======== Dataset extract

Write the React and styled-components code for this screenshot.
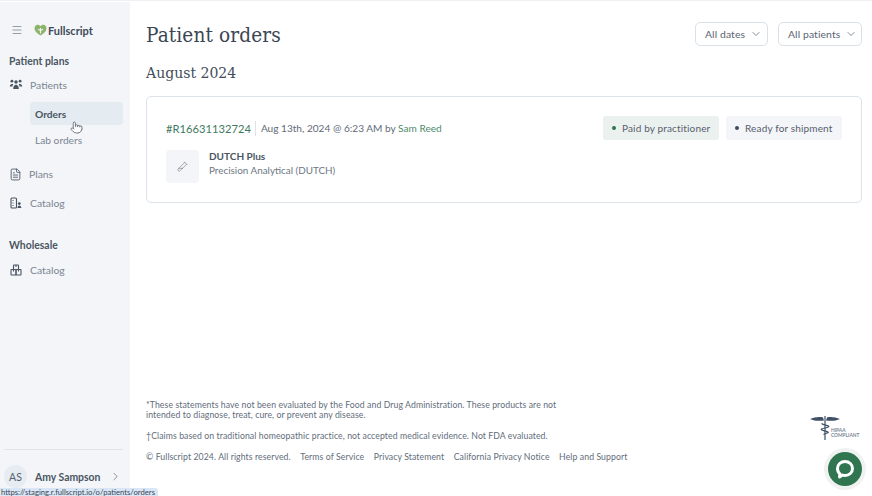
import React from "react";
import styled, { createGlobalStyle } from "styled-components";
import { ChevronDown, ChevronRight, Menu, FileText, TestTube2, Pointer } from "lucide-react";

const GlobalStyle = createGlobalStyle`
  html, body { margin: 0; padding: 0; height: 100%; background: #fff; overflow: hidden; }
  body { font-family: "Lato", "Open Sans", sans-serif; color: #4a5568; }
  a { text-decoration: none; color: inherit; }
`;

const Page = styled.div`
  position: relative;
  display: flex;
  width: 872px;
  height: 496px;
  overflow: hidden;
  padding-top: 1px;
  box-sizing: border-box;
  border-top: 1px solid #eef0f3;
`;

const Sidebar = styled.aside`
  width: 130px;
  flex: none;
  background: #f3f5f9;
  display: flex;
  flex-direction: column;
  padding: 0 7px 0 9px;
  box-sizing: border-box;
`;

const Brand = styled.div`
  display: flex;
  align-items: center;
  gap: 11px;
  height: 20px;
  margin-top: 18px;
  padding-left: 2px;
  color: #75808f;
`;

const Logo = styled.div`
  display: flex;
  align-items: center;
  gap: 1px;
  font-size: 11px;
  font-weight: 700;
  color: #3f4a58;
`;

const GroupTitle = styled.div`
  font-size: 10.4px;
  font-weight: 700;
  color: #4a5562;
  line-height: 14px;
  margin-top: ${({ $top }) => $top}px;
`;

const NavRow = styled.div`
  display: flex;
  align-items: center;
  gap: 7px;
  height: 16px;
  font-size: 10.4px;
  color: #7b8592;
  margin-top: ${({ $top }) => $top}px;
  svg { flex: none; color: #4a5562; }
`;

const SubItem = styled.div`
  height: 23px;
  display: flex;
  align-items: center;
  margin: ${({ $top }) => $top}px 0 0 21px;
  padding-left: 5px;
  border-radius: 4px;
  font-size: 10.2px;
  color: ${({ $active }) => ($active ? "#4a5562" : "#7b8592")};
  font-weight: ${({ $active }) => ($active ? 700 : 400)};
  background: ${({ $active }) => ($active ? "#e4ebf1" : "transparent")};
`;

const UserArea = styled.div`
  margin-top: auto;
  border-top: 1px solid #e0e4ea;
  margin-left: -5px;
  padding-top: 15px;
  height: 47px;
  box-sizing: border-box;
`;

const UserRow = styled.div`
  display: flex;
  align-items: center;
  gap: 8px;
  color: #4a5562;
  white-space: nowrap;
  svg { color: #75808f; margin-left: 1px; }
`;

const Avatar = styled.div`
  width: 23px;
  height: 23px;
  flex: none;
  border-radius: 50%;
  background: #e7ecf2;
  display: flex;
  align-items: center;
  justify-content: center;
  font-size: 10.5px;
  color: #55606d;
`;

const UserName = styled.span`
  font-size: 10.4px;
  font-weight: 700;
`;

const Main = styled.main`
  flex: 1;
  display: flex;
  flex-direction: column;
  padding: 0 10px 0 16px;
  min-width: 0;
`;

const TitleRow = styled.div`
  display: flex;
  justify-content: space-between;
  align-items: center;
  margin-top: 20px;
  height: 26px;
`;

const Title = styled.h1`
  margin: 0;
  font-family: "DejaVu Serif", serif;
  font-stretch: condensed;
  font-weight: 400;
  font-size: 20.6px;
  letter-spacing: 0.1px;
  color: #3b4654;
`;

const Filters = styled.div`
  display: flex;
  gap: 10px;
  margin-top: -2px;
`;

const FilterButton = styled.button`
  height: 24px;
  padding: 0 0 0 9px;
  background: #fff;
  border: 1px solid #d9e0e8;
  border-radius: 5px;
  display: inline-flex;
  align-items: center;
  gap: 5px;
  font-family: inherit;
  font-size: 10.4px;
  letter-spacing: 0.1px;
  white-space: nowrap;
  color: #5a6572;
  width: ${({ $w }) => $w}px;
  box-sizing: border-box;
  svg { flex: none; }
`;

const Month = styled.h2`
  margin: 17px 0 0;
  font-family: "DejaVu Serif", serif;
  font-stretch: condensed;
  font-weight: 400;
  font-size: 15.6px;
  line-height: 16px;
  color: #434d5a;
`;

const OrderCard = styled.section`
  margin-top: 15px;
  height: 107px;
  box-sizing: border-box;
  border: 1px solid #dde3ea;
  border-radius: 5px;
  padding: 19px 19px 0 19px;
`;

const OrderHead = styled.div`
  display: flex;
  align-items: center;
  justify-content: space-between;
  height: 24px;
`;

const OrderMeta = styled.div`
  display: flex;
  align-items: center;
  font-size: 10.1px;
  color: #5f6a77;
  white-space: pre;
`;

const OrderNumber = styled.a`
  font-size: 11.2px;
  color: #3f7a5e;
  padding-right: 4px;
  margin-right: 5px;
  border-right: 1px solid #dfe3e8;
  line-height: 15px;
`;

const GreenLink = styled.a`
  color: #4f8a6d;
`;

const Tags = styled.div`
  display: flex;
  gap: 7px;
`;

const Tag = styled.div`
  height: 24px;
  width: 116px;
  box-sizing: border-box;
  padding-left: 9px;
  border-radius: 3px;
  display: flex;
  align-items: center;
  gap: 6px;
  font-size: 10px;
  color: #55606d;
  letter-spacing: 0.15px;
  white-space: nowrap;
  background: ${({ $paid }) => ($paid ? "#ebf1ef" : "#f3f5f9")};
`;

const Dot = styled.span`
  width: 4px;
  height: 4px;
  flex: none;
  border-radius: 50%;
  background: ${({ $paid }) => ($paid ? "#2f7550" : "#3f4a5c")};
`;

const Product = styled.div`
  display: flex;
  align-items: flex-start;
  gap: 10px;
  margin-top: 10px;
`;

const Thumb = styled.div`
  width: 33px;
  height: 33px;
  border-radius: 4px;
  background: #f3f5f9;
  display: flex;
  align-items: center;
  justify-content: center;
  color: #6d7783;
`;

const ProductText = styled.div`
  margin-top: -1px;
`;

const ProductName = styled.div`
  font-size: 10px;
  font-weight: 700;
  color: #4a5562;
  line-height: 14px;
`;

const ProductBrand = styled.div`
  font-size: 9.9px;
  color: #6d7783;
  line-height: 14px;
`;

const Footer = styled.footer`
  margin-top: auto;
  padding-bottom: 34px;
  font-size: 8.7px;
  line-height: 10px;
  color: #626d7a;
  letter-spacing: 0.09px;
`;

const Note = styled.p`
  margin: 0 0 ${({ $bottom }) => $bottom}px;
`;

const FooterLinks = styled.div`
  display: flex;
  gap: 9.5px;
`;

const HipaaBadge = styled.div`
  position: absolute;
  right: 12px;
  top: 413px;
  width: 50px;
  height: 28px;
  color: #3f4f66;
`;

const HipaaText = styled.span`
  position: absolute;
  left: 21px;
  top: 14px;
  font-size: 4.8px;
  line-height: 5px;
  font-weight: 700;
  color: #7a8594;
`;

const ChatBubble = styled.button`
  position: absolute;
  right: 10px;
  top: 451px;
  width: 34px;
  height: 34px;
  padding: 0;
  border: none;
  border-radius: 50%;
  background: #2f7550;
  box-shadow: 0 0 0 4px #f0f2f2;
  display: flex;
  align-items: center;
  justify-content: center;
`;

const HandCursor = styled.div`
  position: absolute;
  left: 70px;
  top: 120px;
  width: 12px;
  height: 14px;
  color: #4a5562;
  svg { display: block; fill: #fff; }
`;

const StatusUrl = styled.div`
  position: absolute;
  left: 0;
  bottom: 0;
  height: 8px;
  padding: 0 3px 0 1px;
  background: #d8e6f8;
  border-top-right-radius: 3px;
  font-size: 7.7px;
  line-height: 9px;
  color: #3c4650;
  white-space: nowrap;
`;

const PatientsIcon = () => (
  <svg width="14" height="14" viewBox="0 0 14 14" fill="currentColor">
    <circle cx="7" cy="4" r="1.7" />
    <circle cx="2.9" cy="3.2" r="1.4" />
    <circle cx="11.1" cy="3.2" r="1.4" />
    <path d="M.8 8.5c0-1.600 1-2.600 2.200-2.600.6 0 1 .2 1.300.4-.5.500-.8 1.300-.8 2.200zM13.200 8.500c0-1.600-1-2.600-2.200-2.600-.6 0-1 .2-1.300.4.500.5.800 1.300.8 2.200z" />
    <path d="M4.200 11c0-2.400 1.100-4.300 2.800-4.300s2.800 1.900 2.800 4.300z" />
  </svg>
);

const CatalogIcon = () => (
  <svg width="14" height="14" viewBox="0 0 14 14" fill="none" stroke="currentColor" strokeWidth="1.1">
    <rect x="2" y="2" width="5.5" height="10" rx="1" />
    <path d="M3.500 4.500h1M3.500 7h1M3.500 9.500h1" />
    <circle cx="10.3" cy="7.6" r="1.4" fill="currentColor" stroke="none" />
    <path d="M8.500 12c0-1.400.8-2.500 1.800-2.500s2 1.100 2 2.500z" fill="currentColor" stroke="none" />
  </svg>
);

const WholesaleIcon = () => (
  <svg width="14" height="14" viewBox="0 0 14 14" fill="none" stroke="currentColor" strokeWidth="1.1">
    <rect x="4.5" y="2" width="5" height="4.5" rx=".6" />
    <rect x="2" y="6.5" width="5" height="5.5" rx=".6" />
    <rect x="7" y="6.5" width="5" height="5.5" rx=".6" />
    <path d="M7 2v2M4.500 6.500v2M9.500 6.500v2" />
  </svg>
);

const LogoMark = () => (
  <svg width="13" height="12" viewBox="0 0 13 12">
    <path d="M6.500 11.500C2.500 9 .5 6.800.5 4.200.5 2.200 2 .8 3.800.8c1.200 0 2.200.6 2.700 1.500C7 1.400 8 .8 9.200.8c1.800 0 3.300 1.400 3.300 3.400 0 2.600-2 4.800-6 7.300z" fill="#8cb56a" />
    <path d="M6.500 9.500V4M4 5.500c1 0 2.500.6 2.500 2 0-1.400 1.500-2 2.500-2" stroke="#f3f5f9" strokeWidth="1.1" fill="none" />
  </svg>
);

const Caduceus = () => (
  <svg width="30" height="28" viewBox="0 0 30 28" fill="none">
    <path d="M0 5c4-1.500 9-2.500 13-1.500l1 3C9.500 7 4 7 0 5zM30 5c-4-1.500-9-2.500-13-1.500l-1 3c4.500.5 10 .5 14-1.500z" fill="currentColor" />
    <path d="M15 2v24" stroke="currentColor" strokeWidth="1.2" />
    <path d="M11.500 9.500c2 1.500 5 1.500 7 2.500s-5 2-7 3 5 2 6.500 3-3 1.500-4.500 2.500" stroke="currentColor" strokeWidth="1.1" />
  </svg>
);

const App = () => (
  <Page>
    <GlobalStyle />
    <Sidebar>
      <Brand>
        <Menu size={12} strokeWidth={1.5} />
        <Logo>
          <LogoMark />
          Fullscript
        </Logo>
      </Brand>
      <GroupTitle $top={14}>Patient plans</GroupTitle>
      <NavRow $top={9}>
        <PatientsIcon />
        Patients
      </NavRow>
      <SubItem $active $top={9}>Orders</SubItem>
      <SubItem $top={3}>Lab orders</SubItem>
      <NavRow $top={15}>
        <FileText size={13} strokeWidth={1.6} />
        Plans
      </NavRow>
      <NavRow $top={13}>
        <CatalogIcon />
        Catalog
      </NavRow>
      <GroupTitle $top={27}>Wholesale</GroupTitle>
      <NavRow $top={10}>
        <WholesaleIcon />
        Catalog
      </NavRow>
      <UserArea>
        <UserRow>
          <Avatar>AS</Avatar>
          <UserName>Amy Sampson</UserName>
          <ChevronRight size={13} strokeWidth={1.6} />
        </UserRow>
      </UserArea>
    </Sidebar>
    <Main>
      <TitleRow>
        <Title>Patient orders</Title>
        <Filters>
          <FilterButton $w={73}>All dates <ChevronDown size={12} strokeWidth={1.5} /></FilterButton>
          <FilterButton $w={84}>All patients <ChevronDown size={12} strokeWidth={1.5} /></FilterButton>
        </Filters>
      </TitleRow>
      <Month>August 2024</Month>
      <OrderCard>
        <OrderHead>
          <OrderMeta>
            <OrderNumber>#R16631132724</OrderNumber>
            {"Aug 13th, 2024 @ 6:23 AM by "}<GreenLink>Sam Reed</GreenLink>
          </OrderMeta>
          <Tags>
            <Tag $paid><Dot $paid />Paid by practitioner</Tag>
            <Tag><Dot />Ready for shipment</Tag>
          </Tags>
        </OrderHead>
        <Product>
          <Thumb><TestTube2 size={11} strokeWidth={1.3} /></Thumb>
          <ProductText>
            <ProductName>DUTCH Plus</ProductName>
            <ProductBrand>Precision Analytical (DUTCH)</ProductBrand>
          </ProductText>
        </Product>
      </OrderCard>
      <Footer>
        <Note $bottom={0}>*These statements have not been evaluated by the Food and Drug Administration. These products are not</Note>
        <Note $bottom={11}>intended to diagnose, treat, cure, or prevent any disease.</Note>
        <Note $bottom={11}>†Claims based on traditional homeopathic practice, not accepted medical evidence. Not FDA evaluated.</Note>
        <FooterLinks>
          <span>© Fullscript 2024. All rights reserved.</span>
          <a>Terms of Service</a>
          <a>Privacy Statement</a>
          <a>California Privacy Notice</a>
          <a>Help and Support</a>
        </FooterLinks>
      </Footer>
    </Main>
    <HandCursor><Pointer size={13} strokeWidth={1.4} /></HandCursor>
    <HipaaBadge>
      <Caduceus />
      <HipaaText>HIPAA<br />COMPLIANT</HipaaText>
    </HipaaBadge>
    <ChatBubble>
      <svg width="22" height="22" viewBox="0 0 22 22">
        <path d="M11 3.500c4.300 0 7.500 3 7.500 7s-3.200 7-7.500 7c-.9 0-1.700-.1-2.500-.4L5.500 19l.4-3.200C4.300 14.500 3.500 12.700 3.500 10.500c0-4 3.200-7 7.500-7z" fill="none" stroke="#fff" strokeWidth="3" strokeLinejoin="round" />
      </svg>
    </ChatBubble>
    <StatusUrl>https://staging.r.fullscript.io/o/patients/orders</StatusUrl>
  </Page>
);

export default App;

================

> What the task asks
Copy nothing but the lines from the first one in the listing through the line with "FileText, TestTube2, Pointer", and omit the pictures.

> Response to the task
Write the React and styled-components code for this screenshot.
import React from "react";
import styled, { createGlobalStyle } from "styled-components";
import { ChevronDown, ChevronRight, Menu, FileText, TestTube2, Pointer } from "lucide-react";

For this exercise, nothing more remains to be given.